I was musing today. A chilly fall afternoon is good for musing. Anyway, I was musing this afternoon that as a teenager and twenty-something I clung to music. It was my air, it was my comfort and my confidant. In grade school I lived and breathed all things Duran Duran, in high school & early twenties it was hair metal, later in my twenties and on into my thirties I worshipped the Goo Goo Dolls. I fell in love with their words, their stories, the power of the music itself. It was the soundtrack of my life.
Yet in the last year I’ve listened to almost no music. I started to rebuild my iTunes library and stopped and started again. It’s mostly rebuilt now. Now all I need to do is figure out how to put it on my iPhone. But that’s a story for another day. The thing I’ve been musing about today is why during the scariest year of my life I listened to almost no music.
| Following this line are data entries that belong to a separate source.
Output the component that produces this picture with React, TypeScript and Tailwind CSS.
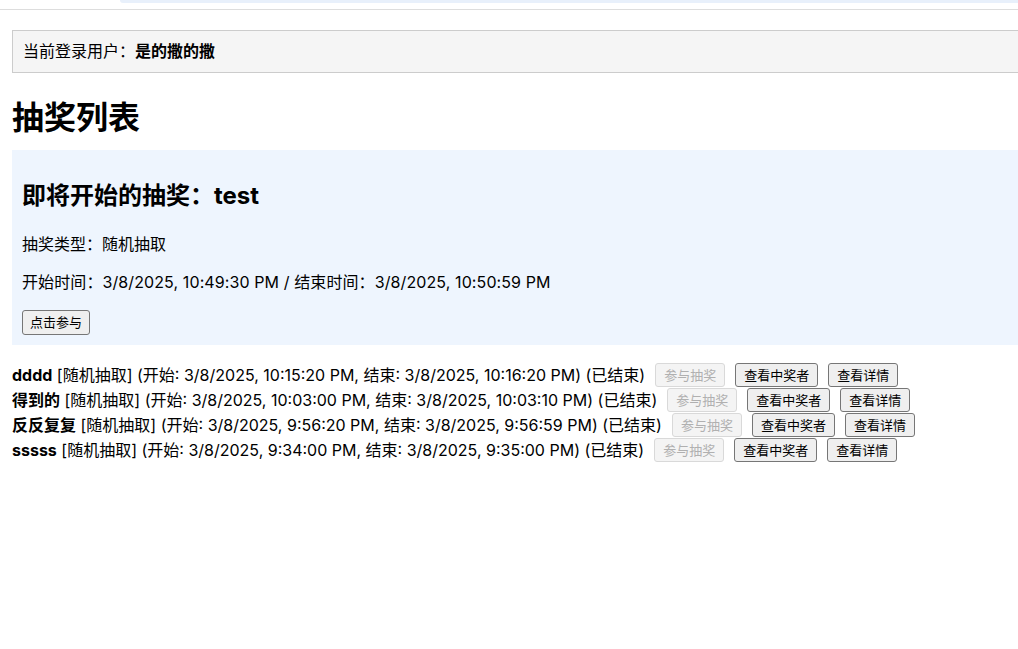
import React from "react";

type Lottery = {
  name: string;
  start: string;
  end: string;
};

const finished: Lottery[] = [
  { name: "dddd", start: "3/8/2025, 10:15:20 PM", end: "3/8/2025, 10:16:20 PM" },
  { name: "得到的", start: "3/8/2025, 10:03:00 PM", end: "3/8/2025, 10:03:10 PM" },
  { name: "反反复复", start: "3/8/2025, 9:56:20 PM", end: "3/8/2025, 9:56:59 PM" },
  { name: "sssss", start: "3/8/2025, 9:34:00 PM", end: "3/8/2025, 9:35:00 PM" },
];

const btn =
  "ml-[10px] px-[8px] py-[3px] text-[13px] leading-[16px] rounded-[3px] border border-[#767676] bg-[#efefef] text-black";
const btnDisabled =
  "ml-[10px] px-[8px] py-[3px] text-[13px] leading-[16px] rounded-[3px] border border-[#d9d9d9] bg-[#f4f4f4] text-[#b0b0b0]";

export default function App() {
  return (
    <div className="min-h-screen bg-white text-black font-['Inter','Noto_Sans_CJK_SC',sans-serif] overflow-hidden">
      {/* remains of the nav bar scrolled off the top */}
      <div className="h-[3px] ml-[120px] bg-[#e8f0fb] rounded-bl-[8px]" />
      <div className="mt-[6px] border-t border-[#dddddd]" />

      <div className="pl-3 pt-[20px]">
        <div className="border border-r-0 border-[#cccccc] bg-[#f5f5f5] px-[10px] py-[10px] text-[16px] leading-[21px]">
          当前登录用户：<span className="font-bold">是的撒的撒</span>
        </div>

        <h1 className="mt-[25px] mb-[12px] text-[32px] leading-[40px] font-bold">抽奖列表</h1>

        <div className="bg-[#eef5fe] pl-[10px] pt-[10px] pb-[10px]">
          <h2 className="mt-[22px] mb-[23px] text-[24px] leading-[28px] font-bold">
            即将开始的抽奖：test
          </h2>
          <p className="text-[16px] leading-[22px] mb-[16px]">抽奖类型：随机抽取</p>
          <p className="text-[16px] leading-[22px] mb-[16px] tracking-[0.1px]">
            开始时间：3/8/2025, 10:49:30 PM / 结束时间：3/8/2025, 10:50:59 PM
          </p>
          <button className="px-[7px] py-[3px] text-[13px] leading-[17px] rounded-[3px] border border-[#767676] bg-[#efefef]">
            点击参与
          </button>
        </div>

        <div className="mt-[17px]">
          {finished.map((l) => (
            <div key={l.name} className="flex items-center h-[25px] text-[16px] whitespace-pre">
              <span className="font-bold">{l.name}</span>
              <span>{` [随机抽取] (开始: ${l.start}, 结束: ${l.end}) (已结束)`}</span>
              <button disabled className={btnDisabled}>
                参与抽奖
              </button>
              <button className={btn}>查看中奖者</button>
              <button className={btn}>查看详情</button>
            </div>
          ))}
        </div>
      </div>
    </div>
  );
}
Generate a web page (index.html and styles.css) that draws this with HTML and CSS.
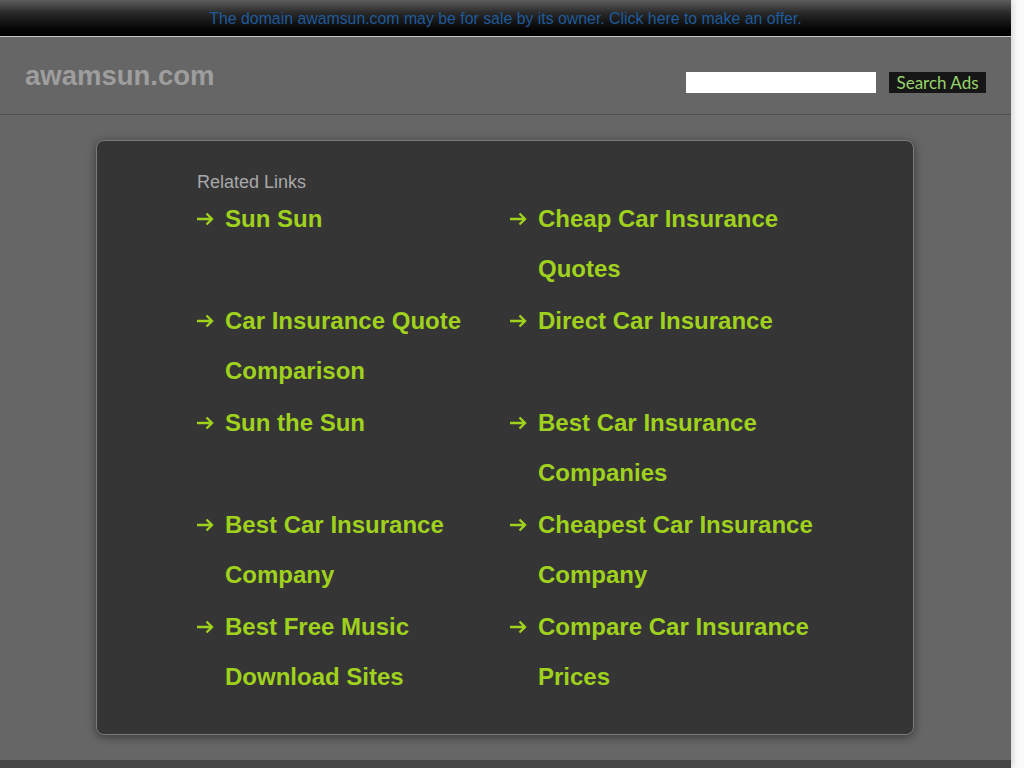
FILE: index.html
```html
<!DOCTYPE html>
<html lang="en">
<head>
<meta charset="utf-8">
<title>awamsun.com</title>
<link rel="stylesheet" href="styles.css">
</head>
<body>
<div class="page">
  <div class="topbar">
    <a class="offer" href="#">The domain awamsun.com may be for sale by its owner. Click here to make an offer.</a>
  </div>
  <div class="header">
    <div class="logo">awamsun.com</div>
    <form class="search">
      <input class="search-input" type="text">
      <button class="search-btn" type="button">Search Ads</button>
    </form>
  </div>
  <div class="content">
    <div class="box">
      <div class="related">Related Links</div>
      <ul class="links">
        <li><svg class="arrow" viewBox="0 0 17 14"><path d="M0 7H15M9.5 1.5L15 7L9.5 12.5"/></svg><a href="#">Sun Sun</a></li>
        <li><svg class="arrow" viewBox="0 0 17 14"><path d="M0 7H15M9.5 1.5L15 7L9.5 12.5"/></svg><a href="#">Cheap Car Insurance Quotes</a></li>
        <li><svg class="arrow" viewBox="0 0 17 14"><path d="M0 7H15M9.5 1.5L15 7L9.5 12.5"/></svg><a href="#">Car Insurance Quote Comparison</a></li>
        <li><svg class="arrow" viewBox="0 0 17 14"><path d="M0 7H15M9.5 1.5L15 7L9.5 12.5"/></svg><a href="#">Direct Car Insurance</a></li>
        <li><svg class="arrow" viewBox="0 0 17 14"><path d="M0 7H15M9.5 1.5L15 7L9.5 12.5"/></svg><a href="#">Sun the Sun</a></li>
        <li><svg class="arrow" viewBox="0 0 17 14"><path d="M0 7H15M9.5 1.5L15 7L9.5 12.5"/></svg><a href="#">Best Car Insurance Companies</a></li>
        <li><svg class="arrow" viewBox="0 0 17 14"><path d="M0 7H15M9.5 1.5L15 7L9.5 12.5"/></svg><a href="#">Best Car Insurance Company</a></li>
        <li><svg class="arrow" viewBox="0 0 17 14"><path d="M0 7H15M9.5 1.5L15 7L9.5 12.5"/></svg><a href="#">Cheapest Car Insurance Company</a></li>
        <li><svg class="arrow" viewBox="0 0 17 14"><path d="M0 7H15M9.5 1.5L15 7L9.5 12.5"/></svg><a href="#">Best Free Music Download Sites</a></li>
        <li><svg class="arrow" viewBox="0 0 17 14"><path d="M0 7H15M9.5 1.5L15 7L9.5 12.5"/></svg><a href="#">Compare Car Insurance Prices</a></li>
      </ul>
    </div>
  </div>
  <div class="footer"></div>
</div>
</body>
</html>
```
FILE: styles.css
```css
html, body {
  margin: 0;
  padding: 0;
}
body {
  background: linear-gradient(to right, #d8d8d8 0, #f4f4f4 6px, #fafafa 100%);
  font-family: "Liberation Sans", Arial, sans-serif;
  height: 768px;
  overflow: hidden;
}
.page {
  width: 1011px;
  background: #666666;
  box-shadow: 2px 0 6px rgba(0,0,0,0.15);
}
.topbar {
  height: 36px;
  background: linear-gradient(to bottom, #5e5e5e 0%, #2a2a2a 35%, #050505 80%, #000 100%);
  border-bottom: 1px solid #c8c8c8;
  display: flex;
  align-items: center;
  justify-content: center;
}
.offer {
  color: #1f5b9a;
  font-size: 15.85px;
  text-decoration: none;
  margin-top: 2px;
}
.header {
  height: 78px;
  border-bottom: 1px solid #4e4e4e;
  display: flex;
  align-items: center;
  justify-content: space-between;
  padding: 0 25px;
  box-sizing: border-box;
}
.logo {
  color: #9e9e9e;
  font-weight: bold;
  font-size: 27.5px;
  margin-top: 1px;
}
.search {
  display: flex;
  align-items: center;
  gap: 13px;
  margin: 14px 0 0 0;
}
.search-input {
  width: 190px;
  height: 21px;
  box-sizing: border-box;
  border: none;
  background: #fff;
  padding: 0;
  margin: 0;
}
.search-btn {
  width: 97px;
  height: 21px;
  box-sizing: border-box;
  border: none;
  background: #161616;
  color: #98d46a;
  font-family: Lato, sans-serif;
  font-size: 17px;
  padding: 0;
  margin: 0;
  line-height: 21px;
}
.content {
  padding: 25px 0 25px 96px;
  height: 645px;
  box-sizing: border-box;
}
.box {
  width: 818px;
  height: 595px;
  box-sizing: border-box;
  background: #353535;
  border: 1px solid #7a7a7a;
  border-radius: 8px;
  box-shadow: 0 2px 10px rgba(0,0,0,0.45);
  padding: 31px 0 0 100px;
}
.related {
  color: #a8a8a8;
  font-size: 18px;
  line-height: 20px;
}
.links {
  list-style: none;
  margin: 2px 0 0 0;
  padding: 0;
  display: grid;
  grid-template-columns: 313px 313px;
  row-gap: 2px;
}
.links li {
  display: flex;
  align-items: flex-start;
  line-height: 50px;
  min-height: 100px;
}
.arrow {
  width: 17px;
  height: 14px;
  flex: none;
  margin: 18px 11px 0 0;
  fill: none;
  stroke: #9fd11d;
  stroke-width: 2.4;
}
.links a {
  color: #9fd11d;
  font-weight: bold;
  font-size: 24px;
  text-decoration: none;
  width: 284px;
}
.footer {
  height: 8px;
  background: #464646;
}
```
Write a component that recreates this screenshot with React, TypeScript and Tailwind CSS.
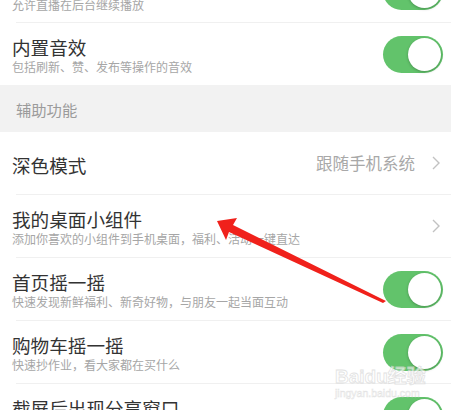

Music, which saw me through my youth and was the soundtrack to falling in love and finding myself was somehow absent from my life for the past 12 months.
Lately I’ve been listening to 95.7FM as I make dinner at night. During the day I tried to go back to listening Pierre Robert and Jaxon on WMMR but I didn’t stick with it, the music no longer appealed to me. Even the dinnertime tunes are more background music. I miss the passion of fandom. I miss hanging on every note of every song, I miss scouring magazines for interviews, reviews, photos, etc. I miss living and dying with touring schedules and new release dates.
I don’t know where to start so I ask you my dear readers, who should I be listening to? Who speaks to you? Who’s words set your soul on fire? Who makes you want to jump up and dance? Shout? Fall in love?
I can’t wait to listen my through your suggestions.